There’s one particular agency here in Austin that I’ve worked with and referred out to friends looking for a job. Their reviews are stellar and their practices are very clean. They live off of the positive reviews, and they deserve all five of their stars. I’ll offer one guess what the agency who gave me the “sizeable fee” clap back averages on Yelp and Glassdoor…
If you’ll stop and think before ordering chicken from a restaurant that has a review titled “Food Poisoning!!” on its Google listing, why would you offer more deference to a staffing agency that has one titled “Worst Experience Ever!”?
In the end, these agencies offer job seekers an excellent educational resource.
New to a city, or relocating later in the year? Check out the best-rated staffing agencies in your new zip code. Chances are when you send in your resume or dial them up, they’ll be able to tell you what companies are hiring and where the most exciting places to work are. They’ll even offer some insight into your new city’s job market.
If you’re staying local and just trying to find the next stop on your career path, these agencies, and their power networks, can educate you about industries you may have never been able to enter on your own through their placements. Never worked in accounting? Try this temp position. Oh, you have a knack for it? Thanks, Nondescript Staffing of America!

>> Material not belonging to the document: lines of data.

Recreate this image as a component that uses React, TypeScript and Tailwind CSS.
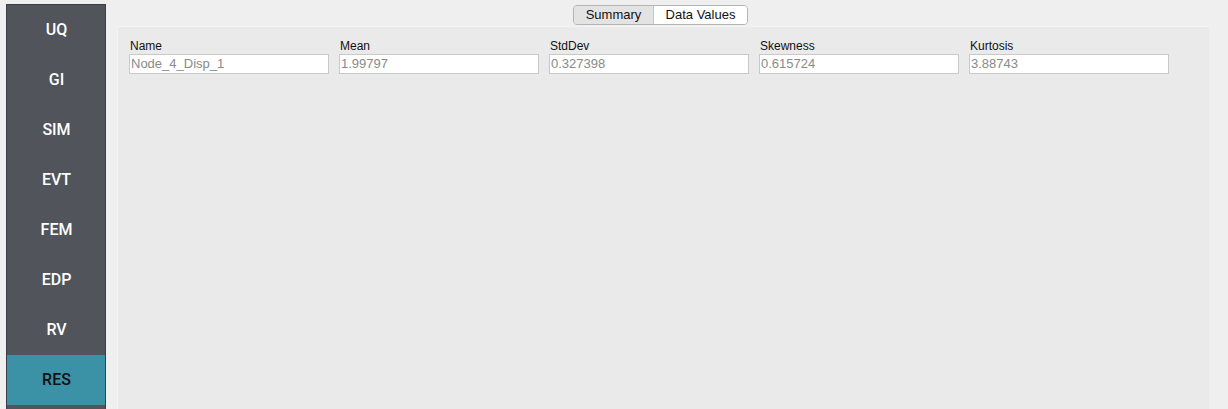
import React from "react";

const items = ["UQ", "GI", "SIM", "EVT", "FEM", "EDP", "RV", "RES"];
const fields = [
  ["Name", "Node_4_Disp_1"],
  ["Mean", "1.99797"],
  ["StdDev", "0.327398"],
  ["Skewness", "0.615724"],
  ["Kurtosis", "3.88743"],
];

export default function App() {
  return (
    <div
      className="flex h-[409px] w-[1228px] overflow-hidden bg-[#efefef]"
      style={{ fontFamily: '"Liberation Sans", Arial, sans-serif' }}
    >
      <div className="ml-[6px] mt-[4px] flex h-[420px] w-[100px] flex-col border border-[#3b3e44] bg-[#51545a]">
        {items.map((it) => (
          <div
            key={it}
            className={
              it === "RES"
                ? "flex h-[50px] shrink-0 items-center justify-center bg-[#3b92a7] pl-[1px] font-['Roboto',sans-serif] text-[16px] font-medium text-[#111]"
                : "flex h-[50px] shrink-0 items-center justify-center pl-[1px] font-['Roboto',sans-serif] text-[16px] font-medium text-white"
            }
          >
            {it}
          </div>
        ))}
      </div>
      <div className="ml-[11px] mr-[19px] flex flex-1 flex-col">
        <div className="flex h-[26px] justify-center pr-[5px] pt-[5px]">
          <div className="flex h-[20px] overflow-hidden rounded-[4px] border border-[#b4b4b4] text-[13px] text-[#111]">
            <div className="flex w-[80px] items-center justify-center border-r border-[#c8c8c8] bg-[#e3e3e3]">Summary</div>
            <div className="flex w-[93px] items-center justify-center bg-white">Data Values</div>
          </div>
        </div>
        <div className="flex-1 border-l border-t border-[#f4f4f4] bg-[#eaeaea] pl-[11px] pt-[11px]">
          <div className="flex gap-[10px]">
            {fields.map(([l, v]) => (
              <div key={l} className="flex w-[200px] flex-col">
                <div className="h-[16px] pl-[1px] text-[12px] leading-[16px] text-[#111]">{l}</div>
                <div className="flex h-[20px] items-center border border-[#c9c9c9] bg-white pl-[1px] text-[13px] text-[#8a8a8a]">
                  {v}
                </div>
              </div>
            ))}
          </div>
        </div>
      </div>
    </div>
  );
}
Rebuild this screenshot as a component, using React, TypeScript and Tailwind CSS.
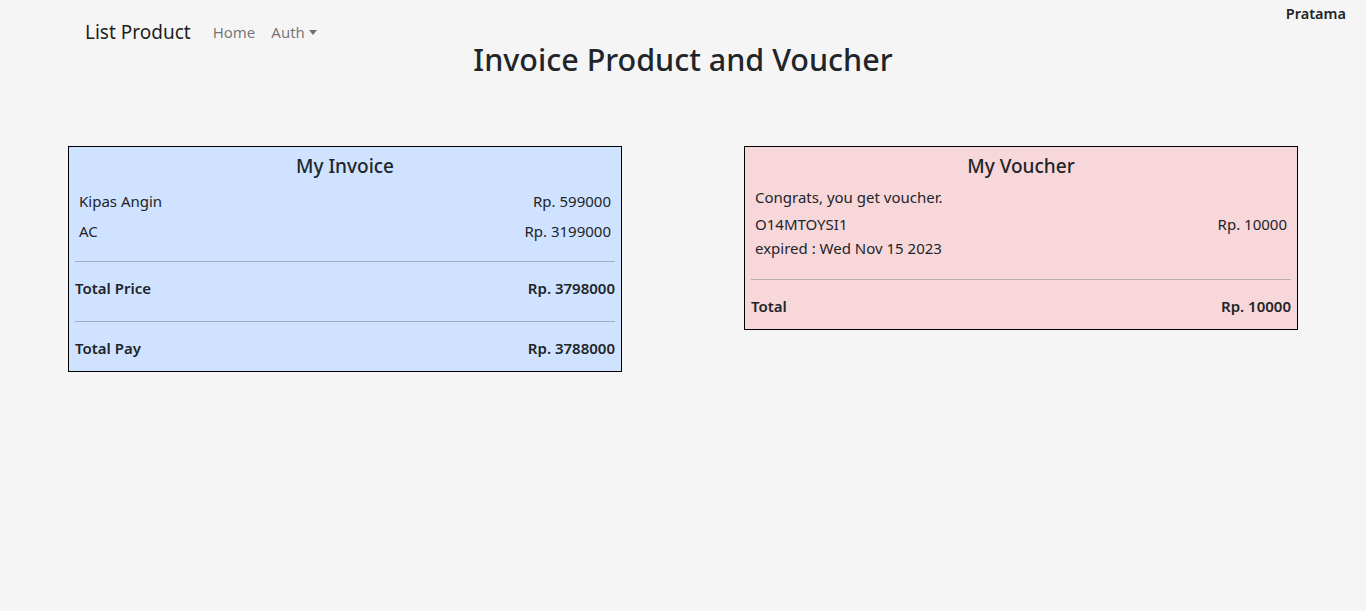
import React from "react";

type Row = { name: string; price: string };

const items: Row[] = [
    { name: "Kipas Angin", price: "Rp. 599000" },
    { name: "AC", price: "Rp. 3199000" },
];

const Navbar: React.FC = () => {
    return (
        <nav className="flex items-center h-[26px] pl-[85px]">
            <span className="text-[19px] leading-[26px] text-black/90 mr-[22px]">List Product</span>
            <a className="text-[15px] text-black/55 mr-4">Home</a>
            <a className="flex items-center text-[15px] text-black/55">
                Auth
                <span className="ml-[4px] mt-[1px] border-t-[5px] border-t-black/55 border-x-[4px] border-x-transparent" />
            </a>
        </nav>
    );
};

const App: React.FC = () => {
    return (
        <div className="relative min-h-screen pt-[19px] bg-[#f5f5f5] text-[#212529] font-['Noto_Sans',sans-serif]">
            <div className="absolute right-[20px] top-[3px] text-[14.5px] font-semibold">Pratama</div>
            <Navbar />
            <h1 className="-mt-[5px] text-center text-[30.5px] leading-[38px] font-medium">
                Invoice Product and Voucher
            </h1>

            <div className="mt-[68px] flex items-start justify-between px-[68px]">
                {/* invoice */}
                <div className="w-[554px] border border-black bg-[#cfe2ff] px-[6px] pt-[7px] pb-[10px]">
                    <h4 className="text-center text-[19px] leading-[24px] font-medium">My Invoice</h4>
                    <div className="mt-2 px-1">
                        {items.map((it) => (
                            <div key={it.name} className="flex justify-between h-[30px] items-center text-[15px]">
                                <span>{it.name}</span>
                                <span>{it.price}</span>
                            </div>
                        ))}
                    </div>
                    <hr className="mt-[15px] border-0 h-px bg-[#9eadbf]" />
                    <div className="flex justify-between pt-[14px] pb-[21px] text-[15px] leading-[24px] font-semibold">
                        <span>Total Price</span>
                        <span>Rp. 3798000</span>
                    </div>
                    <hr className="border-0 h-px bg-[#9eadbf]" />
                    <div className="flex justify-between pt-[14px] pb-px text-[15px] leading-[24px] font-semibold">
                        <span>Total Pay</span>
                        <span>Rp. 3788000</span>
                    </div>
                </div>

                {/* voucher */}
                <div className="w-[554px] border border-black bg-[#f8d7da] px-[6px] pt-[7px] pb-[10px]">
                    <h4 className="text-center text-[19px] leading-[24px] font-medium">My Voucher</h4>
                    <div className="mt-[7px] px-1 text-[15px] leading-[24px]">
                        <p>Congrats, you get voucher.</p>
                        <div className="mt-[3px] flex justify-between">
                            <span>O14MTOYSI1</span>
                            <span>Rp. 10000</span>
                        </div>
                        <p>expired : Wed Nov 15 2023</p>
                    </div>
                    <hr className="mt-[19px] border-0 h-px bg-[#bbaeb0]" />
                    <div className="flex justify-between pt-[14px] pb-px text-[15px] leading-[24px] font-semibold">
                        <span>Total</span>
                        <span>Rp. 10000</span>
                    </div>
                </div>
            </div>
        </div>
    );
};

export default App;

It’s easy to throw in the towel and take the job you know you can get but, often, there’s great reward with risk. Communicating and interviewing with a staffing agency is an exciting risk, and one not many people know how to navigate well. Learning from them — and from people who’ve worked with a ton of them (such as yours truly) — will help you put a leg up on the other 75 million applicants with your skills and qualifications. To that I say, happy hunting!